I don't think the roles we play out and half the shit we say at that age are necessarily insightful as to our true character as we grow older, but man I could watch shit like this for hours. I also vividly remember growing up in the 80's and 90's and wishing I lived in California.
posted by phaedon at 1:18 PM on March 10, 2013 [1 favorite]


Being "different" in school was completely worth it. I remember the taunts and the names. I remember people telling me and my friends that we should kill ourselves. We were outcasts. We didn't choose it. Thank the creator for zines. In a lot of ways they, along with the BBS scene, skateboarding and punk music, helped me survive the 1990s.

The guys I hung out with have all went on, with few exceptions, to have full and interesting lives. Most of us ended up in IT. I would love to know where these women are now. I just hope that they survived and thrived like we did.
posted by extraheavymarcellus at 1:18 PM on March 10, 2013 [8 favorites]


certain people in high school and college ... were shockingly conservative and pro-institution, I think largely as a function of privilege and wealth that was handed to them, obviously not earned.

I don't think it's a simple as that. If this was at the Crossroads School in Santa Monica that I had heard about, almost all of those kids had privilege and wealth handed to them.
posted by benito.strauss at 1:23 PM on March 10, 2013


This is absolutely worth watching all the way through to the end. Thanks for posting. Seeing the students' visceral reaction to the zine ... there can be immense value in art that causes discomfort.
posted by compartment at 1:25 PM on March 10, 2013


I don't think it's a simple as that. If this was at the Crossroads School in Santa Monica that I had heard about, almost all of those kids had privilege and wealth handed to them.

I'll give you that. I wonder then what factors in to how kids shape their identity so differently when they arguably have such similar backgrounds. It's like watching a new chemical reaction taking place for the very first time.
posted by phaedon at 1:37 PM on March 10, 2013 [1 favorite]


Regardless of the quality of the zine, I love the way their faces light up when they're asked about it.
posted by book 'em dano at 1:39 PM on March 10, 2013


Signups are still open for the Young Atheists Club I founded, though last time I checked the sheet it was spring of 1995.

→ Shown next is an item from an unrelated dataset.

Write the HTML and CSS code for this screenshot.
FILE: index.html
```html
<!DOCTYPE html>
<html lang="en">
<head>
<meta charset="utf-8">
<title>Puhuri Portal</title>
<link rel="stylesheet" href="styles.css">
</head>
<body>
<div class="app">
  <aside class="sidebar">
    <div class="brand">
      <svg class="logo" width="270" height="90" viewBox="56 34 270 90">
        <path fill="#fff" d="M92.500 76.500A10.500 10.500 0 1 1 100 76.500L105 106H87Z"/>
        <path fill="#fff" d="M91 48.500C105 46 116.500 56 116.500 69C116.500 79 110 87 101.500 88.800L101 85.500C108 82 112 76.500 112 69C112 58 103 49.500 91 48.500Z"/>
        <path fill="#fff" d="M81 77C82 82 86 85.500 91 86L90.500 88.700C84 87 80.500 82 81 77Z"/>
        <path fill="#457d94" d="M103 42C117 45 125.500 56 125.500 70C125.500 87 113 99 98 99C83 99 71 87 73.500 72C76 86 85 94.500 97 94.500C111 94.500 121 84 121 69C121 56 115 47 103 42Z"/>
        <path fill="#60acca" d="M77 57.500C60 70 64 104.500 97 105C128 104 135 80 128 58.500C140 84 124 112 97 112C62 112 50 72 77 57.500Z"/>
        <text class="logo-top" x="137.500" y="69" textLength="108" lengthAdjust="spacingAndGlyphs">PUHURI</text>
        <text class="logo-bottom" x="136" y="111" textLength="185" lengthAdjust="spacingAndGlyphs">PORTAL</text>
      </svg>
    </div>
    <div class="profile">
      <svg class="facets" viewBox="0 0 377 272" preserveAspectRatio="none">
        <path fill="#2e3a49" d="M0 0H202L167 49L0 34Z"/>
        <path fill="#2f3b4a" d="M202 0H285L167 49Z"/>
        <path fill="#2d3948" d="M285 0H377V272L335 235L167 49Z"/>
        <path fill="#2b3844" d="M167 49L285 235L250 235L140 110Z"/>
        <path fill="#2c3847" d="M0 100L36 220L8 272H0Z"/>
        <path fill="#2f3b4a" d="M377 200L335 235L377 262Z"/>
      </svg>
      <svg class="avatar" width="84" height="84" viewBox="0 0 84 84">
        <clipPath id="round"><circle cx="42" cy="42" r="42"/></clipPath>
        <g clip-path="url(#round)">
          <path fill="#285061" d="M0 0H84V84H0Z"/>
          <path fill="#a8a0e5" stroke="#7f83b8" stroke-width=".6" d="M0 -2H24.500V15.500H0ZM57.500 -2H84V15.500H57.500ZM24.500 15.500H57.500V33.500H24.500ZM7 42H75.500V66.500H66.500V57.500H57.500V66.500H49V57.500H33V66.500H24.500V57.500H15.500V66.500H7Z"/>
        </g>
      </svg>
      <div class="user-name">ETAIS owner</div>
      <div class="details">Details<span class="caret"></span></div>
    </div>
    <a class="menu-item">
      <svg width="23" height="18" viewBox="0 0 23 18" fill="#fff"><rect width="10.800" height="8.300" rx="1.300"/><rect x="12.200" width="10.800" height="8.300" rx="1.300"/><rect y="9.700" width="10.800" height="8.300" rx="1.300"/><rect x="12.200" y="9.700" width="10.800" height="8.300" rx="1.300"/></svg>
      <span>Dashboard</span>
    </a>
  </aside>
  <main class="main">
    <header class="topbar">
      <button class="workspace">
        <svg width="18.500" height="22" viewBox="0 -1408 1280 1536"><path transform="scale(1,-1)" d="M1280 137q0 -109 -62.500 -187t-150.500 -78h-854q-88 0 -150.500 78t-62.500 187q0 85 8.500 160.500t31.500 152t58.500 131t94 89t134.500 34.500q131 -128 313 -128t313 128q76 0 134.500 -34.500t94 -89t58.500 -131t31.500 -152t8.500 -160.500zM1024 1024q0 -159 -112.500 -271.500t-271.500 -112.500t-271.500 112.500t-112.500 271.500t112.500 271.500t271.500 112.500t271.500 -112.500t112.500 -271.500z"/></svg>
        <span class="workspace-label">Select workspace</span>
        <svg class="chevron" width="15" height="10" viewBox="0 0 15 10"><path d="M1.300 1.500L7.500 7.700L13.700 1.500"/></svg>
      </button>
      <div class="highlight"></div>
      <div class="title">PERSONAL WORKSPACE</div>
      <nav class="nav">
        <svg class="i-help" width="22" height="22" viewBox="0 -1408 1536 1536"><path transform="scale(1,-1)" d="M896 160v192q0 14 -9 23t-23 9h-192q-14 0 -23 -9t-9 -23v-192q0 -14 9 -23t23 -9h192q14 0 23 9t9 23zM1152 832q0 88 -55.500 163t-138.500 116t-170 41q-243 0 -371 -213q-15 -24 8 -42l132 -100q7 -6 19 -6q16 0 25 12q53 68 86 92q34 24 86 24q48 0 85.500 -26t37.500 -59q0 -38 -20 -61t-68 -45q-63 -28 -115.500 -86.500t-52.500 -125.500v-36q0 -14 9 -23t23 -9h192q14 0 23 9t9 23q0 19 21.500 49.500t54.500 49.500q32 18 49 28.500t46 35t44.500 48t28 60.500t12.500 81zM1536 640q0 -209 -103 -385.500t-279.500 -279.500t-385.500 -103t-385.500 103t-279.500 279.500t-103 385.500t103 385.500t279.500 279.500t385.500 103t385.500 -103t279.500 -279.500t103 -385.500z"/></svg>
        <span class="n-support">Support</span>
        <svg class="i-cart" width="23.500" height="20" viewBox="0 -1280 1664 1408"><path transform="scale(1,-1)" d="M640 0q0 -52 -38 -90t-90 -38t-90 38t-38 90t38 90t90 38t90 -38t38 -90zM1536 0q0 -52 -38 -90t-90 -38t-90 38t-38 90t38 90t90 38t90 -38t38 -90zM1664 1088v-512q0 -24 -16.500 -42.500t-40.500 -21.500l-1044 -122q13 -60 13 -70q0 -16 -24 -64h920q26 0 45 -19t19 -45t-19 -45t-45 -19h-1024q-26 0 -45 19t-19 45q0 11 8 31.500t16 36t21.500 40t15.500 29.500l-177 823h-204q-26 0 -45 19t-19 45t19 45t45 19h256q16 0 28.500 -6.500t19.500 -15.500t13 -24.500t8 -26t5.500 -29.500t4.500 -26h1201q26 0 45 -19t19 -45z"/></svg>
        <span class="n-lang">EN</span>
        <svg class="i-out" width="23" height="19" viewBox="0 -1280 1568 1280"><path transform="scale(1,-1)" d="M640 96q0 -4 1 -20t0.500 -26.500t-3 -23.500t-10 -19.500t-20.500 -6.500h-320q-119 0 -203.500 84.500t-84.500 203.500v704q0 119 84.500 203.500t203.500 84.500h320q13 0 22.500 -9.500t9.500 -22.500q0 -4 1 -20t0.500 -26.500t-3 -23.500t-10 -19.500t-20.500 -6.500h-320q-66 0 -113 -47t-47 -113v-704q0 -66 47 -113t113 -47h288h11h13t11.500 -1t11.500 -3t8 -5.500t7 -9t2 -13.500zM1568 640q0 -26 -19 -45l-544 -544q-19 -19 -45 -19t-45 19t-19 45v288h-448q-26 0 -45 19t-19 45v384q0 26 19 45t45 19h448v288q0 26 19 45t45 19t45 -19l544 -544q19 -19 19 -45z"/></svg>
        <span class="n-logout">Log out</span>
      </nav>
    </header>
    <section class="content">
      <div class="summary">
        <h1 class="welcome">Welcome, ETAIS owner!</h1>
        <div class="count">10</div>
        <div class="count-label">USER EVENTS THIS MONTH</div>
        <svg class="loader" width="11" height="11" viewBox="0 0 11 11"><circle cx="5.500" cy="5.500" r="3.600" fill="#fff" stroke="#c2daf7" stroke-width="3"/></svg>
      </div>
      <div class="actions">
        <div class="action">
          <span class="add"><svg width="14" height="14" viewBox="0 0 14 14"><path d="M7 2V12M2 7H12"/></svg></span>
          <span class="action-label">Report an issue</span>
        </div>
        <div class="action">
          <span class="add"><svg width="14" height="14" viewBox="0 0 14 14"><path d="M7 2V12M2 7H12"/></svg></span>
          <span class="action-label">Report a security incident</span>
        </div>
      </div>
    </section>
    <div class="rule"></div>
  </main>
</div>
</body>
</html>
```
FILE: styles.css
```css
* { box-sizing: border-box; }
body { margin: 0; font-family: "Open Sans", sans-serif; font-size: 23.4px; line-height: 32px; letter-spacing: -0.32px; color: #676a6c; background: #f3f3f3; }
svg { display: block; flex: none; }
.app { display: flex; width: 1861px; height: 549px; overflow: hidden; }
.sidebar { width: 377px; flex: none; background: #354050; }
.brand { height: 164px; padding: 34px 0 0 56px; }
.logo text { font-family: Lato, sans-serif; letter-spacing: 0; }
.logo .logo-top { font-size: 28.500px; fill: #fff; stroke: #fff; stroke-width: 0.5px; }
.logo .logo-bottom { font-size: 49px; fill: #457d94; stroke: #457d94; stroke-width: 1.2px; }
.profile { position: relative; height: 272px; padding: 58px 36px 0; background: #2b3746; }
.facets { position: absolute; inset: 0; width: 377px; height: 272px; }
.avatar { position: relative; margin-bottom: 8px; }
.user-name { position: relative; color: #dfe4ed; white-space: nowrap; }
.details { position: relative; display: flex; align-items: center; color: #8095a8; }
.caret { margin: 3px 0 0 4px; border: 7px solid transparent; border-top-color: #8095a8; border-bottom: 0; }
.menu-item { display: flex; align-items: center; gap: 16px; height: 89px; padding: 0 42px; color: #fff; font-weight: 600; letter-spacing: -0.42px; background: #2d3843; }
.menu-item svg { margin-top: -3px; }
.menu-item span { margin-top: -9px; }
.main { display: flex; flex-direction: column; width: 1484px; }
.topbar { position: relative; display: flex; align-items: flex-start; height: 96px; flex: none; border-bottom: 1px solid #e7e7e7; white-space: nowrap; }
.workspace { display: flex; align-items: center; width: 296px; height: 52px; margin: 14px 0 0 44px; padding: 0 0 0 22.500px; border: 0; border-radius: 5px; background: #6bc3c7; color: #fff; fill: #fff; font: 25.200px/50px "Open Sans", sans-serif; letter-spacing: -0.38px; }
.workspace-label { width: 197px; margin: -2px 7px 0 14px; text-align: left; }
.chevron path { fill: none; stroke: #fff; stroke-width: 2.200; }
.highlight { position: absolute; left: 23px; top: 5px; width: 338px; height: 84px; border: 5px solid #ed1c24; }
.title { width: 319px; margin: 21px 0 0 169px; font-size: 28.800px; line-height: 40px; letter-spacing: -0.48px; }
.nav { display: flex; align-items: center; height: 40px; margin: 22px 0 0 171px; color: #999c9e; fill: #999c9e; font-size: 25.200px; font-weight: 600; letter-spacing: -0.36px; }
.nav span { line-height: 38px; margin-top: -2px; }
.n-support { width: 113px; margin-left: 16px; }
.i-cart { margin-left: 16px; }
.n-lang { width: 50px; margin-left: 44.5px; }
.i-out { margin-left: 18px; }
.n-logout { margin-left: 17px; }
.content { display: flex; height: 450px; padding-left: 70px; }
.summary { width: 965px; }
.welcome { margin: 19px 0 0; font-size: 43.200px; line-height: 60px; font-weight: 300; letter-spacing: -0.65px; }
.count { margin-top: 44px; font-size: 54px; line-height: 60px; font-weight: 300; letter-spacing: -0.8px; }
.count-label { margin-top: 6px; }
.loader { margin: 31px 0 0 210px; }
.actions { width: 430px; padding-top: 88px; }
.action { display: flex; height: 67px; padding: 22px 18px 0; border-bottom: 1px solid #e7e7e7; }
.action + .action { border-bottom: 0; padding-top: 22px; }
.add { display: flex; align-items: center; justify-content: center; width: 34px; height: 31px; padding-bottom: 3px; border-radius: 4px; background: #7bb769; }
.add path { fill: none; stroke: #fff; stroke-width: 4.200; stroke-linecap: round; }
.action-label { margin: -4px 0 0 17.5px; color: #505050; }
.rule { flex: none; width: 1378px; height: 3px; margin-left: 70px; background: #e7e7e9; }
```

We declared the Fellowship of Christian Athletes our mortal enemies and busied ourselves with pranks and disruptive shenanigans aimed at making their lives a little less cushy. All in all, a fun way for a segment of misfits to be in the foreground for once in 1990's Bible Belt, Texas.
posted by item at 1:47 PM on March 10, 2013


Hard to remember what heartless know it alls so many if us were as teens.

Yeah, if I could erase the memory of anyone who knew me between the ages of about eleven and, say, nineteen, I think the world would be a better place for everyone.

That said, things get better on an individual level, not just society progressing and stuff. For example, one of my very very best friends from high school (he graduated in 2000) told me about a year ago that he saw someone from his graduating class who now works for a same-sex rights organization and told my friend, really earnestly, that this stuff is important and we should all be doing something about it. My friend was like "Dude, I'm bi, I wasn't out in high school but basically all my friends were, I was a member of the GSA, I've been saying this for years!" but it was still really nice to see this guy having matured and being actively really respectful of people with different experiences from his own.
posted by Mrs. Pterodactyl at 1:55 PM on March 10, 2013 [2 favorites]


That was wonderful and painful and reminded me all too keenly of high school and of the 90s, though I'm a bit older, having graduated from college in 1995. But it also reminded me of the happy-sad feeling of nacent hope, how tentatively and and in fits and starts we tried to climb out of stifling suburban echo-chambers. Before the web.
posted by desuetude at 2:02 PM on March 10, 2013


Regardless of the quality of the zine

You know, when a group 13 year olds make a Zine, you're not generally expecting the result to be a glossy junior version of Ms. I mean, we're talking about 7th graders here, and they've obviously put together the project out of their own passion, their own experiences, and their own resources.

Which is a lot more than you generally expect out of any 7th grader.

And the very reaction of their slightly older peers shows that this project hit a lot closer to its intended mark than many projects of people who are far older and supposedly far more sophisticated.
posted by flug at 2:24 PM on March 10, 2013 [4 favorites]


For those wondering what became of the dirty girls, the guy who made the video commented to say the following:

"Amber left the school a year later to go to an arts high school in LA where I think she was much happier and fit in much better. I actually met up with the dirty girls in 2000 to shoot some follow-up footage with them. They all seemed to be in a much better place emotionally, and were still strong and articulate young women - not so much "grunge" anymore, and definitely more glamorous with their fashion, but still kick-ass."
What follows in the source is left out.